### [Required task]
Take every line from the first down to the line with "string; name: string;" and set it down exactly, without the pictures.

### [Source material]

+ + + +

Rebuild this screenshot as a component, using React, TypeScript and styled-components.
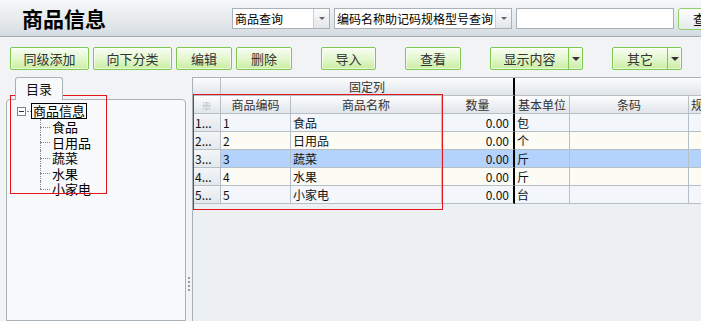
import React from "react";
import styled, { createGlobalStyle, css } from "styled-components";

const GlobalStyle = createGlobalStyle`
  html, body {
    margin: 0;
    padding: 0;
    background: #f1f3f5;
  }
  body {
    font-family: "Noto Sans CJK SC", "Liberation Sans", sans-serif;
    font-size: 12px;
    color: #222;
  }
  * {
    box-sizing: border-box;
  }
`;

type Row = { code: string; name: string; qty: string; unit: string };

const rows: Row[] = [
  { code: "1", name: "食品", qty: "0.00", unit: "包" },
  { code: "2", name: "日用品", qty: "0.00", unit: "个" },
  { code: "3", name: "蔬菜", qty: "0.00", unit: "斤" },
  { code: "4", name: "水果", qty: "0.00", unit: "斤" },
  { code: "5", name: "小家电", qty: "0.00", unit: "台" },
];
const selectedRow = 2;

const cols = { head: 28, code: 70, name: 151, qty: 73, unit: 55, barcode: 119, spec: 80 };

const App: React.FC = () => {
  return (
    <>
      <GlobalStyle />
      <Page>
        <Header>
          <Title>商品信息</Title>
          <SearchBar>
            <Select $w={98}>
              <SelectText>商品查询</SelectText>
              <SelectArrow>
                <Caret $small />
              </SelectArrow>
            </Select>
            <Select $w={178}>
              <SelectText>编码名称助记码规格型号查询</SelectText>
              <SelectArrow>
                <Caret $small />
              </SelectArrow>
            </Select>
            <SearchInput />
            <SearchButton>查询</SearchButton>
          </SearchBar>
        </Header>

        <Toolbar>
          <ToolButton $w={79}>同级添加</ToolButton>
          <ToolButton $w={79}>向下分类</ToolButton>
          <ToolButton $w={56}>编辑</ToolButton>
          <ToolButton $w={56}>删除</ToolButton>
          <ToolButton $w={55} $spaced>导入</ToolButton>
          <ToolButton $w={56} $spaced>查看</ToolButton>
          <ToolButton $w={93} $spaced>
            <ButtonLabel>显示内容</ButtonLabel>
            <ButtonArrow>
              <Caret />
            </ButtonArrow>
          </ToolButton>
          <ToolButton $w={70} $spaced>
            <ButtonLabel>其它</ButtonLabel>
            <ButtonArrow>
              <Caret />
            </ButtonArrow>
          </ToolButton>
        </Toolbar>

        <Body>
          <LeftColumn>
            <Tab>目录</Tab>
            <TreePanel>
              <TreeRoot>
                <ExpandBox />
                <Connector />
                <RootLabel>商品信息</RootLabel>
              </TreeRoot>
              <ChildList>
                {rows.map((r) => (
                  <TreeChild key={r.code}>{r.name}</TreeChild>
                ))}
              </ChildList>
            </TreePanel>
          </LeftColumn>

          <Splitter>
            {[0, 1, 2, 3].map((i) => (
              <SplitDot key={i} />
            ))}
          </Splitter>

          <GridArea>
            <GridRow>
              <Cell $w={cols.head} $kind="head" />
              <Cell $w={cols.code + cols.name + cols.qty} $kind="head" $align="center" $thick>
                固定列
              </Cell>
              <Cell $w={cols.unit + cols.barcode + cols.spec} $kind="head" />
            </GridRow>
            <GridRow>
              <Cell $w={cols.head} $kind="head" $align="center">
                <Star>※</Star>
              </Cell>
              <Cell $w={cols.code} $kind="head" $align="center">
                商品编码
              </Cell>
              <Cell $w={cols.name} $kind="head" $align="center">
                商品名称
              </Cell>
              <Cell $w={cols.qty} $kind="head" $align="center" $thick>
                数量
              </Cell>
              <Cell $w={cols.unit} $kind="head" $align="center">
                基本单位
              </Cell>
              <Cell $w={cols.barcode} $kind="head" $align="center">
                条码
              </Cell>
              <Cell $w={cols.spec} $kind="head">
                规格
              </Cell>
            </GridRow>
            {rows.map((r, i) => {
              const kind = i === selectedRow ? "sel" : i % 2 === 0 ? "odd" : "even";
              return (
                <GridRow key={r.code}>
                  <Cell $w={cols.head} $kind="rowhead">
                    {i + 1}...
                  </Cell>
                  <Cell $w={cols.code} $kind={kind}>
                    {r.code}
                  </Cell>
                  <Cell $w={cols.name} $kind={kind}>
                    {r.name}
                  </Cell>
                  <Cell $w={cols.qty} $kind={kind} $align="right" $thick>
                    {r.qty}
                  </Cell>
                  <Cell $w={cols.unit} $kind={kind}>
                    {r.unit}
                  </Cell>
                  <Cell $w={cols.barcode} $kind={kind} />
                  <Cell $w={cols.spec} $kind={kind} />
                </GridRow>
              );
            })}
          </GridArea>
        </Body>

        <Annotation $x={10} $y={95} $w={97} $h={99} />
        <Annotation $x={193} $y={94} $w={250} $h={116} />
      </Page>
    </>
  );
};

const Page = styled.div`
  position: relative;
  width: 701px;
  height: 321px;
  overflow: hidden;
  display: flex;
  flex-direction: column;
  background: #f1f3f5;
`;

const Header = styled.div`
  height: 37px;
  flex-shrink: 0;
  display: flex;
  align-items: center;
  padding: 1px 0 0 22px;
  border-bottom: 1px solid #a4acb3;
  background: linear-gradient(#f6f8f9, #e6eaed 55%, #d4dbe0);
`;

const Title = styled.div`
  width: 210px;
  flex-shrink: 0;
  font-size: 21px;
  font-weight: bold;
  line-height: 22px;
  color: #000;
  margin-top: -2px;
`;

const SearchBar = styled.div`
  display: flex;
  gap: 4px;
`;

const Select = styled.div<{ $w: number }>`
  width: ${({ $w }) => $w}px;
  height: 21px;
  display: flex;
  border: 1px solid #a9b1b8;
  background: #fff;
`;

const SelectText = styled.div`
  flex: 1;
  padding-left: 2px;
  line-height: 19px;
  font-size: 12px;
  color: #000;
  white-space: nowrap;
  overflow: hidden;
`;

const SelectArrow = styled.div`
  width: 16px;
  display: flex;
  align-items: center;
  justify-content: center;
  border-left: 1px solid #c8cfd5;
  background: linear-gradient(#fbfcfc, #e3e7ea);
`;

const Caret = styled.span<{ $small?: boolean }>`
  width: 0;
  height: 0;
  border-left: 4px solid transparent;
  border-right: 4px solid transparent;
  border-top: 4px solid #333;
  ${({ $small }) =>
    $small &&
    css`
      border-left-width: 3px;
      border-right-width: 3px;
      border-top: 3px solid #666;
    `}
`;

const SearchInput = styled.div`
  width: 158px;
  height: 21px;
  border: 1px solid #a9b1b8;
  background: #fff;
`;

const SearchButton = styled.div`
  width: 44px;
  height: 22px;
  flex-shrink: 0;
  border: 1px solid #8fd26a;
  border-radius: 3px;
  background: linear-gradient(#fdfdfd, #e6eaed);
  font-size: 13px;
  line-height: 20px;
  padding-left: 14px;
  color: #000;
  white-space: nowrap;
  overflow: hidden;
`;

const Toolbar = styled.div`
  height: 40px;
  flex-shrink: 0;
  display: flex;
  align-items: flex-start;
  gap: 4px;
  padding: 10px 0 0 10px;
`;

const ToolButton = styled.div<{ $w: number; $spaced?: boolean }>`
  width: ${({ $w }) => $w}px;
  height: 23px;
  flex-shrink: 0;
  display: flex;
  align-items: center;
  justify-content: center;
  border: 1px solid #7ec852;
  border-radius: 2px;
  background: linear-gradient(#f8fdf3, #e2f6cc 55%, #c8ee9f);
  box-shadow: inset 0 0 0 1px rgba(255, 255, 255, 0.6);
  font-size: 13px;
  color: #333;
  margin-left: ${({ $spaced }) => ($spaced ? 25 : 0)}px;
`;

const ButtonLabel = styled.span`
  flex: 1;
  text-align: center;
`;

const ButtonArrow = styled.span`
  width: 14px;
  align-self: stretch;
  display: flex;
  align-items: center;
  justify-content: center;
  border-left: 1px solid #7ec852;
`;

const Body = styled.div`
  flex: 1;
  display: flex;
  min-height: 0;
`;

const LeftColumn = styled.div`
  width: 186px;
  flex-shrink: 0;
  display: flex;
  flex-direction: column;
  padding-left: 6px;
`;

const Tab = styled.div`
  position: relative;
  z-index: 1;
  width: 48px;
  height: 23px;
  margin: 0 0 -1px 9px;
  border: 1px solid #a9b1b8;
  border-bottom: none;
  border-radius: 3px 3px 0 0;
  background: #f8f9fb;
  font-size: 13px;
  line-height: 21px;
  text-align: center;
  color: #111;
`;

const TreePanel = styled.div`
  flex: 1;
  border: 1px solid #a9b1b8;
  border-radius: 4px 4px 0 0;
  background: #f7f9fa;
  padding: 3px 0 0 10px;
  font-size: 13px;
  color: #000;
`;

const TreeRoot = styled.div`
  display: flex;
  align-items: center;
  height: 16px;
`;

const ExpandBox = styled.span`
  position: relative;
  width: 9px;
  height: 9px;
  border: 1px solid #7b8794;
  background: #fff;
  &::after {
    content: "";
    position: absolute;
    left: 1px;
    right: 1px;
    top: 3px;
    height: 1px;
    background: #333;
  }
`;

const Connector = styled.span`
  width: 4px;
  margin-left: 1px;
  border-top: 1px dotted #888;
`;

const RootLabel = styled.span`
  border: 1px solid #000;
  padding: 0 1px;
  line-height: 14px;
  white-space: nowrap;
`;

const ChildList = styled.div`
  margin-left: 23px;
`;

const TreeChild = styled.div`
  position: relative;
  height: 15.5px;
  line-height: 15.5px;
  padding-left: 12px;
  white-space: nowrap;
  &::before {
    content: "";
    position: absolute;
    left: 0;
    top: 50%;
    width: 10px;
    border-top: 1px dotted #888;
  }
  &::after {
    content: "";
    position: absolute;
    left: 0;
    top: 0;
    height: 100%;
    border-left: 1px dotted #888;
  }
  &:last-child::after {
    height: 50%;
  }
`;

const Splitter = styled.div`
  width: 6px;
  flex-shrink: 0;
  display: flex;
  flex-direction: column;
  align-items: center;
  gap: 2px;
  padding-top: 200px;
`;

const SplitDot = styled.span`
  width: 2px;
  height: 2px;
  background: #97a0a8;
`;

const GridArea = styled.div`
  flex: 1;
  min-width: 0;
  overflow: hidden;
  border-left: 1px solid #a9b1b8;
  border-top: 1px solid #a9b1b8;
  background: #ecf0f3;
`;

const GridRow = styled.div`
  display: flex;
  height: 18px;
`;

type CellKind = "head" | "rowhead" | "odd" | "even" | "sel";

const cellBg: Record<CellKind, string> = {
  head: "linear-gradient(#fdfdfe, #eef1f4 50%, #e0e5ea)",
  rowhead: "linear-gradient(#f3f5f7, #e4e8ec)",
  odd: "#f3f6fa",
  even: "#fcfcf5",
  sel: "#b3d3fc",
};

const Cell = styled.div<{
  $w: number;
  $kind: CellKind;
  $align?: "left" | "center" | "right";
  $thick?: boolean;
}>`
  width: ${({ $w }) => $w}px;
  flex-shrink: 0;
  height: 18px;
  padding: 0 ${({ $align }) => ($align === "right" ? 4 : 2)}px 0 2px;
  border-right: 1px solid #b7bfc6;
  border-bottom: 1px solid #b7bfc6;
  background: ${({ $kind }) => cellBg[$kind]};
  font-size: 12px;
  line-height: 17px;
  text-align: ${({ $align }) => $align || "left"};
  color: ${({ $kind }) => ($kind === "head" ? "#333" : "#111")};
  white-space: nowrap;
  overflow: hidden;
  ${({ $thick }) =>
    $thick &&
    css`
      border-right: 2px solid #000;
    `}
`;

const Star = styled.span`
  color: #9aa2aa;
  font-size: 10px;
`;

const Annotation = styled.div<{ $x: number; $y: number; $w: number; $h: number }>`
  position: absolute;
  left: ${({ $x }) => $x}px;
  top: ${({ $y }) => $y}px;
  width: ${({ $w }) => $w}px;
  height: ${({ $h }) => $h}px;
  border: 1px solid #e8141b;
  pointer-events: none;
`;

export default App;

+ + + +

### [Exercise solution]
Rebuild this screenshot as a component, using React, TypeScript and styled-components.
import React from "react";
import styled, { createGlobalStyle, css } from "styled-components";

const GlobalStyle = createGlobalStyle`
  html, body {
    margin: 0;
    padding: 0;
    background: #f1f3f5;
  }
  body {
    font-family: "Noto Sans CJK SC", "Liberation Sans", sans-serif;
    font-size: 12px;
    color: #222;
  }
  * {
    box-sizing: border-box;
  }
`;

type Row = { code: string; name: string; qty: string; unit: string };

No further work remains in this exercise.